The first “move” by each team was often decisive:

These war games were hypothetical imaginings of extraordinary circumstances. But an election in a pandemic year with a President declaring in advance that the vote will be rigged are extraordinary circumstances. “One big takeaway is that leaders really need to know what exactly their powers are, and what the powers of others are, and think through some of these options in advance,” Rosa Brooks, a law professor at Georgetown University who helped convene the Transition Integrity Project, told me recently. “Because if things go bad, they’ll go bad very quickly, and people will have to make decisions in an hour, not in a week.”

The incumbent has the advantage in the powers department, TIP cautions, such as “the President’s ability to federalize the national guard or invoke the Insurrection Act to deploy active duty military domestically; his ability to launch investigations into opponents; and his ability to use Department of Justice and/or the intelligence agencies to cast doubt on election results or discredit his opponents …. Participants noted that additional presidential powers subject to misuse include the ability to the freeze assets of individuals and groups the president determines to be a threat, and his ability to restrict internet communications in the name of national security.”

The Biden campaign might attempt to organize mass protests to demonstrate public commitment to “legitimate” process, but more likely activists groups would do this independently of the Democratic Party — harder to organize and coordinate should the internet “go down” in the wake of Nov. 3.

Voting by mail in numbers never seen means “election night” as game night “is no longer accurate and indeed is dangerous” TIP finds. But delays in absentee/by-mail vote-counting, counting errors, ballot rejection rates, legal and street battles are not the only risks.

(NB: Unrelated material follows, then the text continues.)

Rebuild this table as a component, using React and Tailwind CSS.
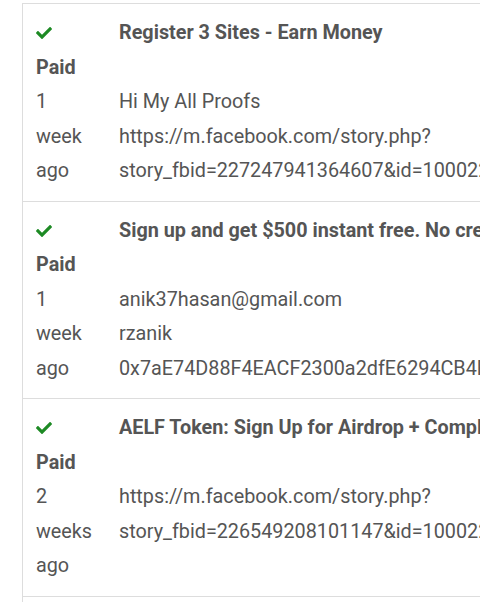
import React from "react";
import { FaCheck } from "react-icons/fa";

const rows = [
  {
    time: ["1", "week", "ago"],
    title: "Register 3 Sites - Earn Money",
    lines: [
      "Hi My All Proofs",
      "https://m.facebook.com/story.php?",
      "story_fbid=227247941364607&id=100022817360413",
    ],
  },
  {
    time: ["1", "week", "ago"],
    title: "Sign up and get $500 instant free. No credit card required",
    lines: [
      "anik37hasan@gmail.com",
      "rzanik",
      "0x7aE74D88F4EACF2300a2dfE6294CB4F1A9B27c55",
    ],
  },
  {
    time: ["2", "weeks", "ago"],
    title: "AELF Token: Sign Up for Airdrop + Complete Tasks",
    lines: [
      "https://m.facebook.com/story.php?",
      "story_fbid=226549208101147&id=100022817360413",
    ],
  },
];

export default function App() {
  return (
    <div
      className="w-[480px] h-[602px] overflow-hidden bg-white text-[#555] text-[19.8px] leading-[34.5px] flex flex-col"
      style={{ fontFamily: "Roboto, 'Liberation Sans', sans-serif" }}
    >
      <div className="ml-[22px] mt-[3px] w-[900px] grow border-l border-t border-[#dddddd]">
        {rows.map((r, i) => (
          <div key={i} className="flex border-b border-[#dddddd] py-[12px]">
            <div className="w-[96px] shrink-0 pl-[13px]">
              <div className="h-[34.5px] flex items-center">
                <FaCheck className="text-[#1d8a24] w-[16px] h-[16px]" />
              </div>
              <div className="font-bold">Paid</div>
              {r.time.map((t, j) => (
                <div key={j}>{t}</div>
              ))}
            </div>
            <div className="whitespace-nowrap">
              <div className="font-bold">{r.title}</div>
              <div className="h-[34.5px]"></div>
              {r.lines.map((l, j) => (
                <div key={j}>{l}</div>
              ))}
            </div>
          </div>
        ))}
      </div>
    </div>
  );
}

There are other nightmare scenarios beside Portland or Lafayette Square-style deployment of a camouflaged Praetorian Guard to seize ballot boxes in Broward or Milwaukee or Maricopa Counties. In a close contest, delaying certification of enough electoral votes into mid-December could throw the final decision to the House of Representatives where Republicans are in the minority, but where voting is not by member but by delegation. States get one vote each for one of the top three contenders. Republicans control the majority of House delegations.

Republicans ended up with Trump, Stevens says, through inability to imagine Trump. “So the other 15 candidates running all killed each other to try to get one-on-one with Trump,” he says, “because obviously Republicans weren’t going to nominate a failed casino owner, a maxed-out donor to Anthony Weiner, who talked about having sex with his daughter. Are you crazy?” But they did, and here we are.

What you think cannot happen has happened with regularity over the last few years. Trump won. He separated families at the border and put children in cages. He declared a national emergency on the southern border in February 2019 and diverted Pentagon funds for building his border wall. Wasn’t that illegal? Yes. But he doesn’t care. The Supreme Court let him spend the money while litigating the case. By the time a court ruled the move unconstitutional in June 2020, it was a fait accompli.

Imagine Trump. Hope for the best but plan for the worst. Vote as if the fate of the republic depends on it.